The Product Roadmap Goes Much Further
Tuesday’s announcement wasn’t limited to portfolio transfers. Coinbase simultaneously revealed a significantly expanded product roadmap that signals just how far the company intends to push beyond its crypto origins.
Coming additions include crypto and stock options trading, thematic equity index perpetual futures, pre-IPO perpetuals, and expanded prediction market products. For users outside the United States, tokenized stocks will become available starting next month — a move that extends Coinbase’s equity offering globally without requiring users to hold traditional brokerage accounts.
The pre-IPO perpetuals are worth noting specifically. Pre-IPO markets have historically been accessible only to institutional investors and accredited individuals with the right connections. Offering retail users a derivative exposure to companies before they go public is the kind of product democratization that fintech platforms have built entire identities around. Coinbase adding it to a platform that already hosts crypto trading and traditional equities creates a product surface that genuinely has no direct equivalent in the market right now.
Some of these features are live immediately. Others will roll out over coming months without a confirmed timeline. But the direction is unmistakable: Coinbase is building toward a single account that handles every major category of tradeable asset a retail investor might want.
Why a Surprise Loss Is Driving This Faster
Understanding the urgency behind this expansion requires looking at Coinbase’s recent financial performance — and it makes uncomfortable reading.
In the first quarter of 2026, Coinbase posted a surprise loss of $1.49 per share on revenue of $1.41 billion. Analysts had expected earnings of $0.27 per share on $1.52 billion in revenue. The company missed on both lines, and the reason was straightforward: weaker cryptocurrency prices hammered trading activity, and trading activity is still where most of Coinbase’s revenue comes from.
This isn’t a new vulnerability. Coinbase’s financials have tracked crypto price cycles closely for its entire public life. When Bitcoin rallied after the 2024 US election, Coinbase reported fourth-quarter 2024 earnings that beat expectations by a wide margin, with revenue jumping 130%. When crypto prices weakened in early 2026, the opposite happened with equal predictability.
A business whose revenues move 130% up and then post losses within the span of a few quarters is a business with a structural problem, not just a market timing issue. Institutional investors and analysts have been asking Coinbase for years when it would find a way to smooth that volatility. The answer, it turns out, is becoming a full-service financial platform where crypto trading is one revenue stream among several rather than the only one that matters.

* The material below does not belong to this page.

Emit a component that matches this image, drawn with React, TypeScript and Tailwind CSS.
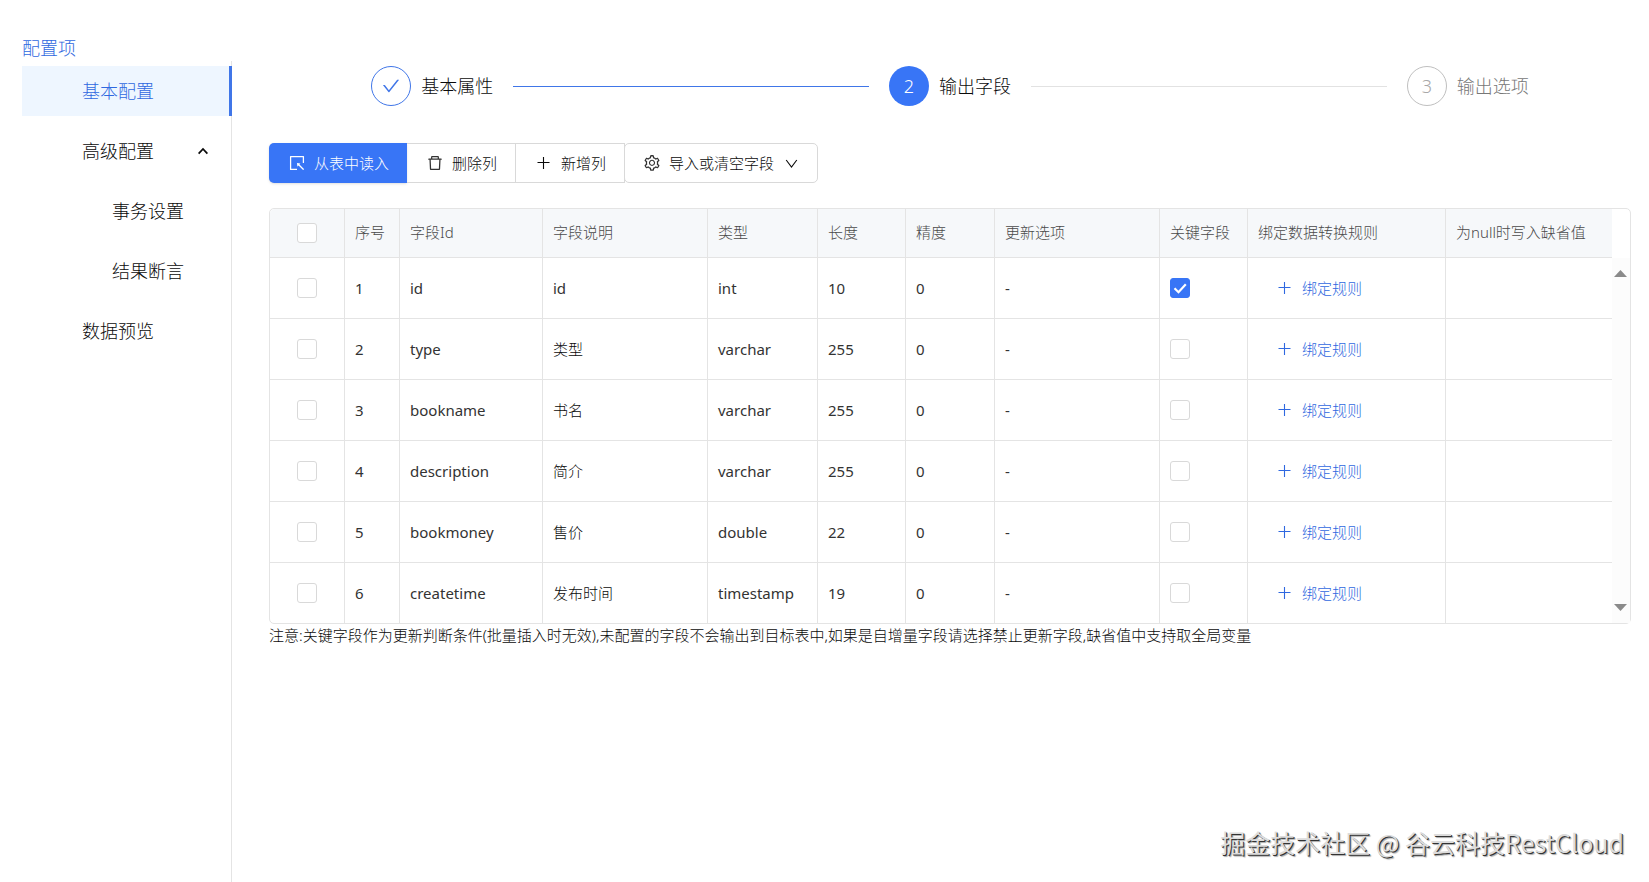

The Robinhood Comparison Is Unavoidable
The platform Coinbase is most directly challenging with these moves is Robinhood, which pioneered zero-commission stock trading and has spent recent years adding crypto, options, and other products to its own suite. The competitive overlap is now substantial and growing.

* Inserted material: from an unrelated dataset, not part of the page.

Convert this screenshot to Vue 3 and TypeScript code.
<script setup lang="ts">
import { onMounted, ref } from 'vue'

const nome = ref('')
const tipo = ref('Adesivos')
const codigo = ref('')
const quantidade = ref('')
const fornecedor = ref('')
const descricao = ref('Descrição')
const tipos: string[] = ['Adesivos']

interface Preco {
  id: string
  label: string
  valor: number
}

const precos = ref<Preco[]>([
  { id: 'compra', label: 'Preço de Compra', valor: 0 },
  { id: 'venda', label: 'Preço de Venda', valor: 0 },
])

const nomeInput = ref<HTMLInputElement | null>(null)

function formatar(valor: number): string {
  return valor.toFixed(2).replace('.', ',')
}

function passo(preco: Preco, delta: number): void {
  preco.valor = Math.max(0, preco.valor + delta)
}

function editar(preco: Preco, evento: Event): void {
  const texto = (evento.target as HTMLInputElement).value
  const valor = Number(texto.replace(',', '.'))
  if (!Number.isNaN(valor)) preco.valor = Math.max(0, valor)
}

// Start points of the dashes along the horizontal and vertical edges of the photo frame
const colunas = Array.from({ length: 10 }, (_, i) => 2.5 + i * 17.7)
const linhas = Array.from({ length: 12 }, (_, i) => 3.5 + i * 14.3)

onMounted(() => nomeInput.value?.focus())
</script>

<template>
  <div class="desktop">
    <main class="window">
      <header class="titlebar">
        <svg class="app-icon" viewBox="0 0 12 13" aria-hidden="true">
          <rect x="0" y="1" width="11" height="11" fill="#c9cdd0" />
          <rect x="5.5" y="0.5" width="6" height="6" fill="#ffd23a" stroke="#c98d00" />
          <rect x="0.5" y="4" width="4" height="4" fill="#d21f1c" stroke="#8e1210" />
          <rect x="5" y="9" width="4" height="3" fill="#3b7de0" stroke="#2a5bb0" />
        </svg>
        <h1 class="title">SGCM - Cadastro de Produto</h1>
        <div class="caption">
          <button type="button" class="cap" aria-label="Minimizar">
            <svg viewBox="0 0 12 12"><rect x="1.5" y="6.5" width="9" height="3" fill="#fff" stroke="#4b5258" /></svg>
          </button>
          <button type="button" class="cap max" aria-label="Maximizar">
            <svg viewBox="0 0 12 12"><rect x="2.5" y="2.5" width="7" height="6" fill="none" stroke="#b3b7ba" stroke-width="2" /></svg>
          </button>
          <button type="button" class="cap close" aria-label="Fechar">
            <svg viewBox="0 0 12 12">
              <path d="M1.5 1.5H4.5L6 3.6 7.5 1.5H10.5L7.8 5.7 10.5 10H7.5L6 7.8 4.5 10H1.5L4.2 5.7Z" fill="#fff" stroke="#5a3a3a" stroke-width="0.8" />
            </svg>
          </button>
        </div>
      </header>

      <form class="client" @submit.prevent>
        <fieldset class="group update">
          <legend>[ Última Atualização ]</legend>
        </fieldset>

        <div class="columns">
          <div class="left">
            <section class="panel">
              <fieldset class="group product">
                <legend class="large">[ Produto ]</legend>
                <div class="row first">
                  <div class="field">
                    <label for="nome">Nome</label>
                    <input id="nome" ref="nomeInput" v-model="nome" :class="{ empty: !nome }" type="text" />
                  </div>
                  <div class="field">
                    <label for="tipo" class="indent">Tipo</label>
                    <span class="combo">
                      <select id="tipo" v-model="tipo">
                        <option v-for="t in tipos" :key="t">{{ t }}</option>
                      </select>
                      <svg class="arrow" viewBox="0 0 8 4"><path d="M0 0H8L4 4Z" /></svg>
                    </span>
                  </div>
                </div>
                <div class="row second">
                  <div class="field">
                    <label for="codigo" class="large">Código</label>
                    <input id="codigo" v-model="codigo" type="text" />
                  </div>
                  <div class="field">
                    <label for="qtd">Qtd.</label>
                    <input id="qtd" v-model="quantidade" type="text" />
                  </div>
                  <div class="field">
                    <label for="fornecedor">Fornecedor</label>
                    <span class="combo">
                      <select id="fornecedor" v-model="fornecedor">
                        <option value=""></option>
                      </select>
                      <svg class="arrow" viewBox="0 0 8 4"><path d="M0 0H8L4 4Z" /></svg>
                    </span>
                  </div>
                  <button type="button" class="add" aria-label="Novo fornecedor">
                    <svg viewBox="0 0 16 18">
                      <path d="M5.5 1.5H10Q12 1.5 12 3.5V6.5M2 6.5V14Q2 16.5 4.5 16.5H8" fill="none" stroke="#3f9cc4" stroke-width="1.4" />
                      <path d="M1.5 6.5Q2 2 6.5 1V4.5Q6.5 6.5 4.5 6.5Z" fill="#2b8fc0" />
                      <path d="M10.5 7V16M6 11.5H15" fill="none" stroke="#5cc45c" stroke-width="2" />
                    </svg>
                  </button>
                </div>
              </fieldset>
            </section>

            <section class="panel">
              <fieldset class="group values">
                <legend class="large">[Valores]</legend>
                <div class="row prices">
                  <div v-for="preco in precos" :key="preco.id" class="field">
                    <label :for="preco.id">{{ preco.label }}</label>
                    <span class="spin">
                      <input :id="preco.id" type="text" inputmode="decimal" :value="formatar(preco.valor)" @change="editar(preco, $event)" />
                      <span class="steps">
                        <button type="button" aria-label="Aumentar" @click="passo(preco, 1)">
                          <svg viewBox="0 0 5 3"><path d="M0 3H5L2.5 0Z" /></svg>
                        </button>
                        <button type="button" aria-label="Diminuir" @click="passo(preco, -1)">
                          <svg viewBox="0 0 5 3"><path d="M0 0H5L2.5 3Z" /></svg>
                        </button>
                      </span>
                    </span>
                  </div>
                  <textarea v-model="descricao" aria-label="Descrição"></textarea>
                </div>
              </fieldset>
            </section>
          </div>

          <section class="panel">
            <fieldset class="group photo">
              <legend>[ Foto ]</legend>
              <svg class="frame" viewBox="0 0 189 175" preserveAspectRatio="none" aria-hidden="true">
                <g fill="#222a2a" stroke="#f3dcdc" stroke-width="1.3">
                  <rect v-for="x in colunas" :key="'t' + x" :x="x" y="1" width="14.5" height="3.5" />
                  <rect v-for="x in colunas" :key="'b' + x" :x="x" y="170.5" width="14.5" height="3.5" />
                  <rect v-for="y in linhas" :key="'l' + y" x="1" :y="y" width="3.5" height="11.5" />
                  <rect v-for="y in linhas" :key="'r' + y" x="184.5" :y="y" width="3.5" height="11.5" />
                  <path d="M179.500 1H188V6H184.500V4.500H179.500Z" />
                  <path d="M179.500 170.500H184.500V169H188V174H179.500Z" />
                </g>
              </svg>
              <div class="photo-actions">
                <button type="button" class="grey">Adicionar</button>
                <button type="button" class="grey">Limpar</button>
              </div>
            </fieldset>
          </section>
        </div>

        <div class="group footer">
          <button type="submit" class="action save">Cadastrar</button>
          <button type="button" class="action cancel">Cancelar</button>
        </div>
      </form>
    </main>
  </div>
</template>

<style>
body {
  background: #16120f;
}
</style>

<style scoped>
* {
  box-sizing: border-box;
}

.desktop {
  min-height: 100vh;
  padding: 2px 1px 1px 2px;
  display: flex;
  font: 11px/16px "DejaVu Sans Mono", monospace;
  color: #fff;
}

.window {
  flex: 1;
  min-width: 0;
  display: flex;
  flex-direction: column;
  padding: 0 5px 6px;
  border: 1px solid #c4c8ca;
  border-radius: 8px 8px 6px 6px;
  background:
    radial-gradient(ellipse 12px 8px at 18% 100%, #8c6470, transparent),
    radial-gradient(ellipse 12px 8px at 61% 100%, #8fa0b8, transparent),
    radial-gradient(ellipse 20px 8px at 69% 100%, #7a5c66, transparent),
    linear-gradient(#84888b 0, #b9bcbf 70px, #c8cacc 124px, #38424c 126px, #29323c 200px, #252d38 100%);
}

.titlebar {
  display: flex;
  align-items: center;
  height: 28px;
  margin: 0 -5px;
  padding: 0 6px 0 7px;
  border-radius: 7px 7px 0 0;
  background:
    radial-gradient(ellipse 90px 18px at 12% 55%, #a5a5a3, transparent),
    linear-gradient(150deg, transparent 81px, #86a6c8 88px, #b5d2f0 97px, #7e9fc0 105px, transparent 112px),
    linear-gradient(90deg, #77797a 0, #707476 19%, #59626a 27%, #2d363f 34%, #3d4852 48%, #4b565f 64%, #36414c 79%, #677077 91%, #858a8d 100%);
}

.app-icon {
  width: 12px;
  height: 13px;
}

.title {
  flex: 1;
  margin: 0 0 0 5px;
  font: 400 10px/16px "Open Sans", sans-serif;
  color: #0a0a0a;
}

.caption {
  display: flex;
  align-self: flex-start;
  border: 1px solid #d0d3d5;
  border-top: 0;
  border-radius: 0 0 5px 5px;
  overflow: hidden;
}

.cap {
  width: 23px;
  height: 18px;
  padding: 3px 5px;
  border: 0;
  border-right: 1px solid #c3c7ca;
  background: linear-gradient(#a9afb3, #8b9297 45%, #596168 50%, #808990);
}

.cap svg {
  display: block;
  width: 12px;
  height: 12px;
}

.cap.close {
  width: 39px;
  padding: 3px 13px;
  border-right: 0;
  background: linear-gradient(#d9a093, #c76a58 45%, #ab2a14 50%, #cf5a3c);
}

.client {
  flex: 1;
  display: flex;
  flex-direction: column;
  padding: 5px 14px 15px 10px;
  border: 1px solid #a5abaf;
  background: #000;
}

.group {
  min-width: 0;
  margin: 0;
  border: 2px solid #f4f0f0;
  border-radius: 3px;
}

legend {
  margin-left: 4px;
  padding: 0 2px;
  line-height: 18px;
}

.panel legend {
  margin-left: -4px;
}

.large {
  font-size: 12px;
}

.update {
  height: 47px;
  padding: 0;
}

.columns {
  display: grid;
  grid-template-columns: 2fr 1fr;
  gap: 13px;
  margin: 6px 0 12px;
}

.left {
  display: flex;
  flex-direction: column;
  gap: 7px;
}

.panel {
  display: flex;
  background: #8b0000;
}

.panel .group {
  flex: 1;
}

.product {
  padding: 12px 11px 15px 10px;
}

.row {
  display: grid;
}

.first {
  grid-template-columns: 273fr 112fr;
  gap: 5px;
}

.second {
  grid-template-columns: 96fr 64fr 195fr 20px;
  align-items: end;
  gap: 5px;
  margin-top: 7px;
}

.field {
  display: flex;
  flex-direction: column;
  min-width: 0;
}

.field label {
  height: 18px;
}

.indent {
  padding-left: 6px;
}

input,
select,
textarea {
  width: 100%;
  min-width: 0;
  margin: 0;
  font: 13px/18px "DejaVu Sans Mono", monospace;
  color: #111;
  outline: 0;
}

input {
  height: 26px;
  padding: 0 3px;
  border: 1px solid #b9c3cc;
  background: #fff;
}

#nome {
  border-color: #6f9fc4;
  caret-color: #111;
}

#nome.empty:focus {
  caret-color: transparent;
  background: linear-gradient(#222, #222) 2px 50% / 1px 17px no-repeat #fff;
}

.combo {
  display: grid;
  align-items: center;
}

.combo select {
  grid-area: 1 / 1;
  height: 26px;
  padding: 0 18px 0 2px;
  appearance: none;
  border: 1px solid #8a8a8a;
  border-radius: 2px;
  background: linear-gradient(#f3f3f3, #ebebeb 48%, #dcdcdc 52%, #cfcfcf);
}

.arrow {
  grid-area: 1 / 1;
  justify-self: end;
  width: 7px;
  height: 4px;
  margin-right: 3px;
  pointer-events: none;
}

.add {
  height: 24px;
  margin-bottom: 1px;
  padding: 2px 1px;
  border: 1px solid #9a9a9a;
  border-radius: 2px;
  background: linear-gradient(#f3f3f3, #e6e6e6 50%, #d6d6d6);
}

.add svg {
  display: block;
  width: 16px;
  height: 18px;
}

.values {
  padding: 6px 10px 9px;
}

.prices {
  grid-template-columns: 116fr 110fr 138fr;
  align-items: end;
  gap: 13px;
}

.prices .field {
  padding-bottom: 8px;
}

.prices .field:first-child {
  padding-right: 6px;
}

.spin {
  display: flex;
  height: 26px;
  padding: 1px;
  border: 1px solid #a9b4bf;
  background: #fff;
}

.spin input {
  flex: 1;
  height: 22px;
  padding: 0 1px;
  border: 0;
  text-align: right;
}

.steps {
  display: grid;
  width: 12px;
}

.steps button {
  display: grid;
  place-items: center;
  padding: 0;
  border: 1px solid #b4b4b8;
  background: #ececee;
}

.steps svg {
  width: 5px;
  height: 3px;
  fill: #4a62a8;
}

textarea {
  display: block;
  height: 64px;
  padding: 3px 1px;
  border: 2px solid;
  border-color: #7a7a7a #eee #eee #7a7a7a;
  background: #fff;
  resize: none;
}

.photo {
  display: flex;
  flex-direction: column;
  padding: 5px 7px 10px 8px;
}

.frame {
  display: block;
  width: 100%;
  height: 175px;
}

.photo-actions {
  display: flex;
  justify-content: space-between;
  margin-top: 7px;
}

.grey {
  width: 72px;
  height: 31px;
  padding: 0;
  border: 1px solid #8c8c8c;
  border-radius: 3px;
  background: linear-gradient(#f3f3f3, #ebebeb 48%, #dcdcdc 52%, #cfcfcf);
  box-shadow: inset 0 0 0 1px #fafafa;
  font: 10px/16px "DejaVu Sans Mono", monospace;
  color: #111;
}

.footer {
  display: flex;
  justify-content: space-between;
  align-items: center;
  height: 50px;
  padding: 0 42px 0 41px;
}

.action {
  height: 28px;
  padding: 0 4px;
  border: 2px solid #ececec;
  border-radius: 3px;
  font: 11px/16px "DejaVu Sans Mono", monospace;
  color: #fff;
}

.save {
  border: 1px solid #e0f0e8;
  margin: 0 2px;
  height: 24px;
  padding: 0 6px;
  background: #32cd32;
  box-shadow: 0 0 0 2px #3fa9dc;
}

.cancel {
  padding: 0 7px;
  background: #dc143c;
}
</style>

But Coinbase has some advantages Robinhood doesn’t. Its brand credibility with crypto-native users is significantly stronger, its institutional infrastructure is more developed, and the USDC rewards feature — offering yield on stablecoin balances — is something Robinhood can’t replicate without building or acquiring its own stablecoin ecosystem.
The crypto-native user base is also a different kind of starting point. Someone who already uses Coinbase for crypto and is being offered commission-free stock trading with portfolio transfer capability is a warmer prospect than a Robinhood user being asked to try crypto for the first time. The behavioral psychology of adding to an existing platform relationship is different from switching platforms entirely.
That said, Robinhood isn’t standing still, and neither are the established brokerages that still hold the majority of retail stock assets. Coinbase is entering a market with deeply entrenched competitors, significant regulatory complexity, and users who have strong existing platform loyalties. ACATS transfers make switching easier, but they don’t make it automatic.
The Bigger Picture
What Coinbase is building in 2026 looks less like a crypto exchange adding features and more like a financial superapp assembling its final pieces. Stocks, ETFs, options, crypto, stablecoins, prediction markets, pre-IPO exposure, and tokenized equities for international users — the product list covers nearly every category of retail financial product that exists.
The strategic bet is that crypto-native users represent a beachhead into a much larger financial services market, and that the trust and infrastructure Coinbase built serving those users can be leveraged to compete for their entire financial lives rather than just their crypto allocation.
Whether that bet pays off depends on execution, regulation, and whether the company can hold user attention during the inevitable periods when crypto markets are quiet and the stock trading features need to carry their own weight. The Q1 2026 loss made clear that the current model isn’t resilient enough. The Tuesday announcement is Coinbase’s answer to that problem.
The crypto exchange is becoming a brokerage. The only real question is how long it takes before users start thinking of it that way.